For the next part of the trip, we took a shuttle van to the airport and flew to Flores. Flores is a really neat little town in the middle of a lake. It's a bit more touristy, and therefore somewhat less good for immersion because many people would just switch to English when they heard me struggling along in Spanish. But the lake was clean and easily swimmable, the weather was a bit warmer, there was a bit more to see and do... Unfortunately for us, The Kid took sick the last day in San Pedro and was pretty worn out, so we were limited. But we enjoyed what we could.

Then another shuttle van to Tikal. We stayed in a hotel just outside the ruins. The first day we took a guided tour and then the next two days we just paid our entrance fee and hiked around. Tikal is a fantastic Mayan ruin site situated in a tropical forest. Climbing one of the temples was a highlight of the entire trip for The Kid - you could see the entirety of the Gran Plaza from up there!

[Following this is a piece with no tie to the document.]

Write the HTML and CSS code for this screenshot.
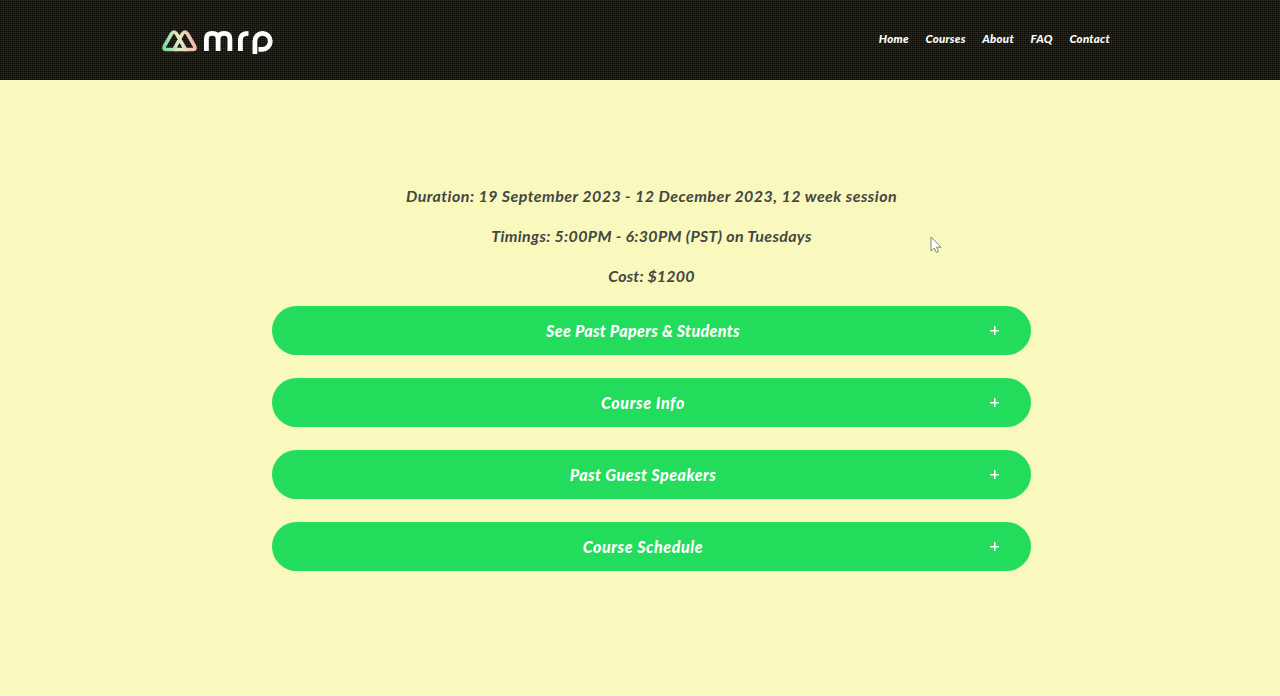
FILE: index.html
```html
<!DOCTYPE html>
<html lang="en">
<head>
<meta charset="utf-8">
<title>MRP Course</title>
<link rel="stylesheet" href="styles.css">
</head>
<body>
<header class="header">
  <a class="logo" aria-label="mrp">
    <svg width="112" height="27" viewBox="0 0 112 27" fill="none">
      <defs><linearGradient id="g" gradientUnits="userSpaceOnUse" x1="1" y1="20" x2="34" y2="14"><stop offset="0" stop-color="#6fd99a"/><stop offset=".5" stop-color="#e6e8c4"/><stop offset="1" stop-color="#f3b5a5"/></linearGradient></defs>
      <g stroke="url(#g)" stroke-width="3.600" stroke-linejoin="round" stroke-linecap="round">
        <path d="M15 20.500H3.500Q1 20.500 2.500 17L9.400 5Q12 1 14.600 5L23.500 20.500H31.500Q34 20.500 32.500 17L25.600 5Q23 1 20.300 5L12.500 19.500"/>
        <path d="M13 20.500H24"/>
      </g>
      <g stroke="#fff" stroke-width="4.800">
        <path d="M44.400 22V9.700Q44.400 4.400 50.300 4.400Q56.100 4.400 56.100 9.700V22M56.100 22V9.700Q56.100 4.400 62 4.400Q67.900 4.400 67.900 9.700V22"/>
        <path d="M78.400 22V11Q78.400 4.400 86.500 4.400"/>
        <path d="M92.900 25V12.400A7.700 8 0 1 1 100.600 20.300H96.500"/>
      </g>
    </svg>
  </a>
  <nav class="nav"><a>Home</a><a>Courses</a><a>About</a><a>FAQ</a><a>Contact</a></nav>
</header>
<main class="main">
  <div class="details">
    <p class="duration">Duration: 19 September 2023 - 12 December 2023, 12 week session</p>
    <p class="timings">Timings: 5:00PM - 6:30PM (PST) on Tuesdays</p>
    <p class="cost">Cost: $1200</p>
  </div>
  <div class="accordion">
    <button class="item papers"><span class="label">See Past Papers &amp; Students</span><span class="plus"></span></button>
    <button class="item info"><span class="label">Course Info</span><span class="plus"></span></button>
    <button class="item speakers"><span class="label">Past Guest Speakers</span><span class="plus"></span></button>
    <button class="item schedule"><span class="label">Course Schedule</span><span class="plus"></span></button>
  </div>
</main>
<svg class="cursor" width="13" height="18" viewBox="0 0 13 18"><path d="M1 1V15L4.300 12L6.400 16.500L8.600 15.500L6.600 11.200H11Z" fill="#fff" stroke="#777" stroke-width=".9"/></svg>
</body>
</html>
```
FILE: styles.css
```css
* { box-sizing: border-box; }
body {
  margin: 0;
  height: 696px;
  overflow: hidden;
  font-family: Lato, "Liberation Sans", sans-serif;
  font-style: italic;
  font-weight: 700;
  background: #f5f6f0 url("data:image/svg+xml,%3Csvg xmlns='http://www.w3.org/2000/svg' width='4' height='4' shape-rendering='crispEdges'%3E%3Cpath fill='%23f6f6ba' d='M0 0h1v1h-1zM2 0h1v1h-1zM1 1h1v1h-1zM3 1h1v1h-1zM0 2h1v1h-1zM2 2h1v1h-1zM1 3h1v1h-1zM3 3h1v1h-1z'/%3E%3C/svg%3E");
}
.header {
  height: 80px;
  padding: 0 170px 0 162px;
  display: flex;
  justify-content: space-between;
  background:
    repeating-linear-gradient(0deg, rgba(0, 0, 0, .5) 0 1px, transparent 1px 2px),
    repeating-linear-gradient(90deg, #1c1c14 0 1px, #333300 1px 2px);
}
.logo { padding-top: 29px; }
.logo svg { display: block; }
.nav {
  display: flex;
  gap: 16.700px;
  padding-top: 31px;
  font-size: 11.500px;
  line-height: 15px;
  letter-spacing: .25px;
  font-weight: 900;
  color: #fff;
}
.main {
  width: 759px;
  margin-left: 272px;
  padding-top: 96px;
}
.details {
  display: flex;
  flex-direction: column;
  align-items: center;
  color: #444644;
  font-size: 16px;
  line-height: 40px;
  white-space: nowrap;
}
.details p { margin: 0; }
.duration { letter-spacing: .445px; }
.timings { letter-spacing: .33px; }
.cost { letter-spacing: .17px; }
.accordion {
  display: grid;
  gap: 23px;
  padding-top: 10px;
}
.item {
  display: flex;
  align-items: center;
  width: 100%;
  height: 49px;
  padding: 0 32px 0 24px;
  border: 0;
  border-radius: 25px;
  color: #fff;
  font: inherit;
  font-size: 16px;
  font-weight: 900;
  background: #20d084 url("data:image/svg+xml,%3Csvg xmlns='http://www.w3.org/2000/svg' width='4' height='4' shape-rendering='crispEdges'%3E%3Cpath fill='%2328e060' d='M0 0h1v1h-1zM2 0h1v1h-1zM1 1h1v1h-1zM3 1h1v1h-1zM0 2h1v1h-1zM2 2h1v1h-1zM1 3h1v1h-1zM3 3h1v1h-1z'/%3E%3C/svg%3E");
}
.papers { letter-spacing: .36px; }
.info { letter-spacing: .65px; }
.speakers { letter-spacing: .48px; }
.schedule { letter-spacing: .6px; }
.label { flex: 1; text-align: center; }
.plus {
  width: 9px;
  height: 9px;
  background: linear-gradient(#fff, #fff) center / 9px 1.500px no-repeat, linear-gradient(#fff, #fff) center / 1.500px 9px no-repeat;
}
.cursor { position: absolute; left: 930px; top: 236px; }
```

The Kid just reminded me: Though Lake Atitlan is high elevation with no malaria risk, Tikal was lowland tropical forest. There were definitely mosquitos! And the malaria risk meant she had to swallow malaria pills; this was the first she had ever had pills that needed swallowed. It was a bit of a trick to get them down at first.

After Tikal, we returned to Flores for one night and caught an early shuttle to Belize City - five hours in a van with the oddest border crossing setup I've ever seen. In Belize City, we met up with The Husband in the airport, took a short hop over to Ambergris Caye, and enjoyed a week of fun and sun.

I love travel - getting to stay in a place long enough to get to know it. This trip was successful enough that we're planning to do a similar one next year.